You’re not entitled to refunds on the tax you spend on hotels and meals but you can get back most of the tax paid on merchandise such as clothes, shoes or electronics. According to the South African Revenue Services (SARS), you are allowed to bring in new or used goods into South Africa to the value of R5 000, in addition to personal effects and duty-free allowances.  

READ: SA travellers' 5 favourite European escapes according to Schengen Visa applications

It’s also important to keep in mind that some countries have a minimum spend before foreigners can claim their tax back. It used to be €90 in Spain but this was waived in July 2018 to allow claims on any amount, making it easier to get your tax back.

So what do you do if you don’t have the proper receipt issued?

Well, there is a 90-day grace period within which to get the correct receipt issued from the retailer and then stamped by Customs. The only catch is that you will have to have all the items detailed on the receipts with you and unused. This is a bit hard to do if you’re travelling to SA, even with a multiple entry Schengen visa, so make sure you get the right receipts first time round.  

READ: Foreign currency jingling in your pocket? What you need to know about exchanging Forex in SA

Generally shops that are popular with tourists know the ropes and even have a sign at the till displaying the option to request a tax-free form. Some of them can even refund the tax right there. However, always attach your receipt to the tax-free form as soon as you complete your purchase. Store them all in one, safe place – making the process for stamping easier at the airport. 

You also have to arrive earlier than usual at the airport if you plan on getting your claims stamped.

It took me quite a while to locate exactly where the customs offices were. Because you need to show your purchases as per the receipts you submit, you should submit your claims before checking in your luggage. Also, the items need to be as bought, so don't wear any of your purchases to the airport. 

Travel TV Show host Rick Steyn suggests getting your refunds processed at your last stop in the EU, if you travel through more than one country, regardless of where you made your purchases.

“So if you buy sweaters in Denmark, pants in France, and shoes in Italy, and you're flying home from Greece, get your documents stamped at the airport in Athens. (If the currencies are different in the country where you made your purchase and where you process your refund — say, pounds and euros — you may have to pay an extra conversion fee.) Don't forget — Switzerland, Norway, and Turkey are not in the EU, so if you buy in one of those countries, get your documents stamped before you cross the border.” 

Once you get your forms stamped by customs, you then have to submit them for processing.
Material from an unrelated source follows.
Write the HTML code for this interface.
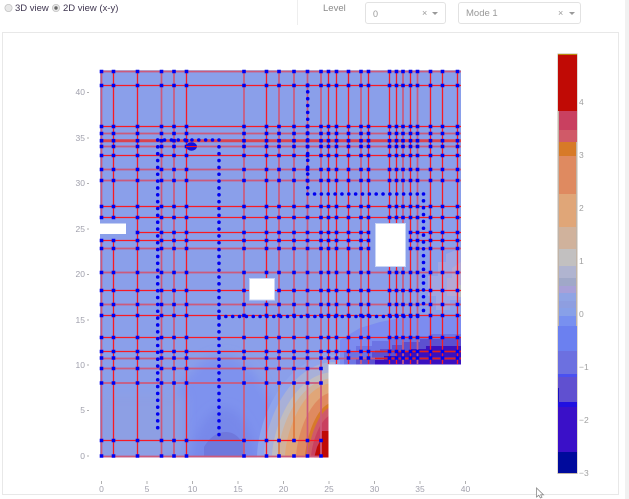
<!DOCTYPE html>
<html>
<head>
<meta charset="utf-8">
<style>
html,body{margin:0;padding:0;background:#fff;width:629px;height:499px;overflow:hidden}
body{position:relative;font-family:"Liberation Sans",sans-serif}
#w{position:absolute;left:0;top:0;width:629px;height:499px;overflow:hidden;filter:blur(0.3px)}
.a{position:absolute}
.sel{position:absolute;top:2px;height:20px;border:1px solid #e2e2e2;border-radius:3px;box-sizing:content-box;background:#fff}
svg{position:absolute;left:0;top:0;display:block}
</style>
</head>
<body>
<div id="w">
<svg width="629" height="499" viewBox="0 0 629 499" xmlns="http://www.w3.org/2000/svg" font-family="Liberation Sans, sans-serif">
<defs>
<clipPath id="dom"><path d="M100 70H461V364.5H328.5V457.5H100Z"/></clipPath>
<filter id="b" x="-30%" y="-30%" width="160%" height="160%"><feGaussianBlur stdDeviation="5"/></filter>
<path id="row" d="M101.5 0h0M113.5 0h0M137.5 0h0M161.5 0h0M174 0h0M186.5 0h0M244 0h0M266.5 0h0M279 0h0M294 0h0M307.5 0h0M321 0h0M328.5 0h0M336.5 0h0M348.5 0h0M361 0h0M368.5 0h0M389.5 0h0M396.5 0h0M403 0h0M410.5 0h0M417.5 0h0M430.5 0h0M442.5 0h0M457.5 0h0" fill="none" stroke="#0000f0" stroke-width="3.6" stroke-linecap="square"/>
<path id="row2" d="M101.5 0h0M113.5 0h0M137.5 0h0M161.5 0h0M174 0h0M186.5 0h0M244 0h0M266.5 0h0M279 0h0M294 0h0M307.5 0h0M321 0h0" fill="none" stroke="#0000f0" stroke-width="3.6" stroke-linecap="square"/>
<path id="row3" d="M137.5 0h0M161.5 0h0M174 0h0M186.5 0h0M244 0h0M266.5 0h0M279 0h0M294 0h0M307.5 0h0M321 0h0M328.5 0h0M336.5 0h0M348.5 0h0M361 0h0M368.5 0h0M410.5 0h0M417.5 0h0M430.5 0h0M442.5 0h0M457.5 0h0" fill="none" stroke="#0000f0" stroke-width="3.6" stroke-linecap="square"/>
</defs>

<!-- panel -->
<rect x="2.5" y="32.5" width="616" height="462" fill="#fff" stroke="#e8e8e8"/>
<rect x="625" y="0" width="4" height="499" fill="#f1f1f1"/>
<rect x="297" y="0" width="1" height="25" fill="#eeeeee"/>

<!-- heatmap -->
<g clip-path="url(#dom)">
<rect x="100" y="70" width="361" height="388" fill="#8a9fea"/>
<path d="M160 475C160 410 190 355 222 355C254 355 284 410 284 475Z" fill="#7e92ee" filter="url(#b)"/>
<rect x="100" y="395" width="85" height="63" fill="#8d9fe4" filter="url(#b)"/>
<path d="M190 475C190 440 205 408 224 408C243 408 258 440 258 475Z" fill="#7788ea" filter="url(#b)"/>
<path d="M204 458V447C208 440 215 432 226 432C236 432 241 440 245 447V458Z" fill="#6f78dc"/>
<!-- right bottom hot corner -->
<path d="M257 458C257 420 285 355 335 355V458Z" fill="#8fa4ec"/>
<path d="M264 458C264 422 290 362 335 362V458Z" fill="#a8b0d8"/>
<path d="M272 458C272 428 294 372 335 372V458Z" fill="#c0bcc0"/>
<path d="M278 458C278 430 298 378 335 378V458Z" fill="#d0b29c"/>
<path d="M285 458C285 434 302 383 335 383V458Z" fill="#e0a678"/>
<path d="M296 458C296 438 310 392 335 392V458Z" fill="#df8a60"/>
<path d="M305 458C305 442 316 402 335 402V458Z" fill="#d77a2a"/>
<path d="M308 458C308 444 318 406 335 406V458Z" fill="#cf5a68"/>
<path d="M311 458C311 446 320 414 335 414V458Z" fill="#c9405f"/>
<path d="M314 458L317 447L320 441L322 431H329V458Z" fill="#c00a05"/>
<!-- right band -->
<path d="M340 365V340L360 328L380 322L400 318L430 314H461V365Z" fill="#7c8cf0"/>
<path d="M344 365V352H356V346H372V341H388V338H402V336H430V334H461V365Z" fill="#6c74e4"/>
<path d="M356 365V358H372V352H380V349H392V345H402V342H420V339H440V337H461V365Z" fill="#5c50d0"/>
<path d="M375 365V360H384V356H396V352H410V349H426V346H461V365Z" fill="#3a10c0"/>
<!-- top-right pale patch -->
<path d="M461 248V300H450V310H436V296H428V276H438V262H446V254Z" fill="#a0a6e2"/>
<path d="M461 262V296H447V278H452V268Z" fill="#b4a8d4"/>
<rect x="459" y="285" width="2" height="12" fill="#b8bcc0"/>
<rect x="100" y="70" width="361" height="1" fill="#a8c4f0"/>
</g>

<!-- grid lines -->
<g clip-path="url(#dom)" fill="none" stroke-linecap="butt">
<path stroke="#f81a24" stroke-width="1.3" d="M113.5 70V217M113.5 240V457.5M137.5 70V457.5M186.5 70V457.5M266.5 70V457.5M328.5 70V364M336.5 70V364M348.5 70V364M368.5 70V364M389.5 70V364M396.5 70V364M410.5 70V364M430.5 70V364M442.5 70V364M457.5 70V364"/>
<path stroke="#cc5a7c" stroke-width="1.7" d="M101.5 70V217M101.5 240V457.5M161.5 70V457.5M174 70V457.5M244 70V457.5M279 70V383M294 70V383M307.5 70V457.5M321 70V457.5M361 70V364M403 70V364M417.5 70V364"/>
<path stroke="#e07030" stroke-width="1.4" d="M279 383V457.5M294 383V440"/>
<path stroke="#f81a24" stroke-width="1.3" d="M100 85.5H461M100 126.5H461M100 155.5H461M100 206.5H461M100 217.5H461M137 232.5H369M410 232.5H461M100 240.5H369M410 240.5H461M100 290.5H461M100 315.5H461M100 337.5H461M100 351.5H461M100 440.5H322"/>
<path stroke="#cc5a7c" stroke-width="1.7" d="M100 71.5H461M100 133.5H461M100 146.5H461M100 169.5H461M100 180.5H461M100 248.5H369M410 248.5H461M100 272.5H461M100 304.5H461M100 358.5H461M100 368.5H322M100 383H322M100 456.5H322"/>
<path stroke="#d94450" stroke-width="3" d="M100 140.7H461"/>
<path stroke="#e02020" stroke-width="1.6" d="M375 351.5H461M375 358.5H461"/>
</g>

<!-- node dots -->
<g>
<use href="#row" y="71.5"/><use href="#row" y="85.5"/><use href="#row" y="126.5"/><use href="#row" y="133.5"/><use href="#row" y="140.7"/><use href="#row" y="146.5"/><use href="#row" y="155.5"/><use href="#row" y="169.5"/><use href="#row" y="180.5"/><use href="#row" y="206.5"/><use href="#row" y="217.5"/>
<use href="#row3" y="232.5"/><use href="#row" y="240.5"/><use href="#row" y="248.5"/><use href="#row" y="272.5"/><use href="#row" y="290.5"/><use href="#row" y="304.5"/><use href="#row" y="315.5"/><use href="#row" y="337.5"/><use href="#row" y="351.5"/><use href="#row" y="358"/>
<use href="#row2" y="368.5"/><use href="#row2" y="383"/><use href="#row2" y="440.5"/><use href="#row2" y="456"/>
</g>

<!-- dotted paths -->
<g fill="none" stroke="#0000f0" stroke-width="3.6" stroke-linecap="round" stroke-dasharray="0 6.85">
<path d="M157.7 140V434"/>
<path d="M157.7 140H219"/>
<path d="M219 140V440"/>
<path d="M219 316.5H424"/>
<path d="M423.5 194V316"/>
<path d="M307.7 194H424"/>
<path d="M307.7 85V194"/>
</g>
<ellipse cx="191.5" cy="146.5" rx="5.5" ry="4.2" fill="#1010e0"/>
<rect x="186" y="146" width="11" height="1.1" fill="#f01020"/>

<!-- holes -->
<rect x="100" y="223.5" width="26" height="10.5" fill="#fff"/>
<rect x="249.5" y="278.5" width="25" height="21.5" fill="#fff" stroke="#c8d4f4" stroke-width="1"/>
<rect x="375.5" y="223.5" width="30" height="43" fill="#fff" stroke="#c8d4f4" stroke-width="1"/>

<!-- y axis -->
<g fill="#a0a0ac" font-size="8.5" text-anchor="end">
<text x="85" y="95">40</text><text x="85" y="141">35</text><text x="85" y="186">30</text><text x="85" y="232">25</text><text x="85" y="277">20</text><text x="85" y="323">15</text><text x="85" y="368">10</text><text x="85" y="413">5</text><text x="85" y="459">0</text>
</g>
<path stroke="#b0b0b0" stroke-width="1" fill="none" d="M87 92.5h2M87 138h2M87 183.5h2M87 229h2M87 274.5h2M87 320h2M87 365h2M87 410.5h2M87 456h2"/>
<!-- x axis -->
<g fill="#a0a0ac" font-size="8.5" text-anchor="middle">
<text x="101.5" y="492">0</text><text x="147" y="492">5</text><text x="192.5" y="492">10</text><text x="238" y="492">15</text><text x="283.5" y="492">20</text><text x="329" y="492">25</text><text x="374.5" y="492">30</text><text x="420" y="492">35</text><text x="465.5" y="492">40</text>
</g>
<path stroke="#b0b0b0" stroke-width="1" fill="none" d="M101.5 481v3M147 481v3M192.5 481v3M238 481v3M283.5 481v3M329 481v3M374.5 481v3M420 481v3M465.5 481v3"/>

<!-- colorbar -->
<rect x="557.5" y="53.5" width="20" height="420.5" fill="#c0b4a8"/>
<g>
<rect x="558" y="54" width="19" height="2" fill="#b8860b"/>
<rect x="558" y="55" width="19" height="56" fill="#c00a05"/>
<rect x="559" y="111" width="18" height="19" fill="#c94060"/>
<rect x="559" y="130" width="18" height="12" fill="#d05a68"/>
<rect x="559" y="142" width="17" height="14" fill="#d77a28"/>
<rect x="559" y="156" width="17" height="38" fill="#df8a60"/>
<rect x="559" y="194" width="17" height="33" fill="#e0a678"/>
<rect x="559" y="227" width="17" height="22" fill="#d0b29c"/>
<rect x="559" y="249" width="17" height="17" fill="#c2c0c0"/>
<rect x="559" y="266" width="17" height="12" fill="#b0b4d0"/>
<rect x="559" y="278" width="17" height="8" fill="#a0a8c8"/>
<rect x="559" y="286" width="17" height="7" fill="#a8a0d8"/>
<rect x="559" y="293" width="17" height="8" fill="#90a4e4"/>
<rect x="559" y="301" width="17" height="7" fill="#8e9ee0"/>
<rect x="559" y="308" width="17" height="8" fill="#88a0e8"/>
<rect x="559" y="316" width="17" height="10" fill="#7890f0"/>
<rect x="558" y="326" width="19" height="25" fill="#6b80f0"/>
<rect x="558" y="351" width="19" height="23" fill="#6c70e0"/>
<rect x="558" y="374" width="19" height="3" fill="#4a50f0"/>
<rect x="558" y="377" width="19" height="25" fill="#6050d0"/>
<rect x="558" y="388" width="1" height="14" fill="#1a10c0"/>
<rect x="558" y="402" width="19" height="5" fill="#2010e0"/>
<rect x="558" y="407" width="19" height="45" fill="#3a10c8"/>
<rect x="558" y="452" width="19" height="21" fill="#000a9c"/>
</g>
<g fill="#a0a0a0" font-size="8.5">
<text x="579" y="105">4</text><text x="579" y="158">3</text><text x="579" y="211">2</text><text x="579" y="264">1</text><text x="579" y="317">0</text><text x="579" y="370">−1</text><text x="579" y="423">−2</text><text x="579" y="476">−3</text>
</g>

<!-- cursor -->
<path d="M536.5 488V497L538.8 495.2L540.4 498L542 497.2L540.6 494.8H543.5Z" fill="#fff" stroke="#8a8a8a" stroke-width="0.8"/>

<!-- radios -->
<circle cx="8.5" cy="8" r="3.6" fill="#e8e8e8" stroke="#c4c4c4" stroke-width="0.8"/>
<circle cx="56" cy="8" r="3.6" fill="#e8e8e8" stroke="#c4c4c4" stroke-width="0.8"/>
<circle cx="56" cy="8" r="1.7" fill="#666"/>
</svg>

<div class="a" style="left:15px;top:3px;font-size:9.5px;line-height:12px;color:#3f3650;white-space:nowrap">3D view</div>
<div class="a" style="left:63px;top:3px;font-size:9.5px;line-height:12px;color:#3f3650;white-space:nowrap">2D view (x-y)</div>
<div class="a" style="left:323px;top:3px;font-size:9.5px;line-height:12px;color:#8a8a8a;white-space:nowrap">Level</div>

<div class="sel" style="left:365px;width:79px">
<span class="a" style="left:7px;top:5px;font-size:9px;line-height:12px;color:#999">0</span>
<span class="a" style="left:56px;top:5px;font-size:9px;line-height:11px;color:#999">×</span>
<span class="a" style="left:66px;top:9px;width:0;height:0;border-left:3px solid transparent;border-right:3px solid transparent;border-top:3px solid #999"></span>
</div>
<div class="sel" style="left:458px;width:121px">
<span class="a" style="left:7px;top:5px;font-size:9.5px;line-height:12px;color:#999;white-space:nowrap">Mode 1</span>
<span class="a" style="left:99px;top:5px;font-size:9px;line-height:11px;color:#999">×</span>
<span class="a" style="left:110px;top:9px;width:0;height:0;border-left:3px solid transparent;border-right:3px solid transparent;border-top:3px solid #999"></span>
</div>
</div>
</body>
</html>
If your purchases were bought from a merchant who works with a refund service such as Global Blue, you can find their offices at the airport and get the refund immediately - however they will take a cut as part of their service.

Other retailers will require you post your approved slips to them for a refund. This means it could take a while to be processed. Expect your refund in the currency of the country from which you depart. Otherwise, refunds will reflect on your credit card, within an estimated 60-days, so keep an eye out for it. 

All in all, the process is not easy but - if you've spent quite a bit - it could be well worth all the effort.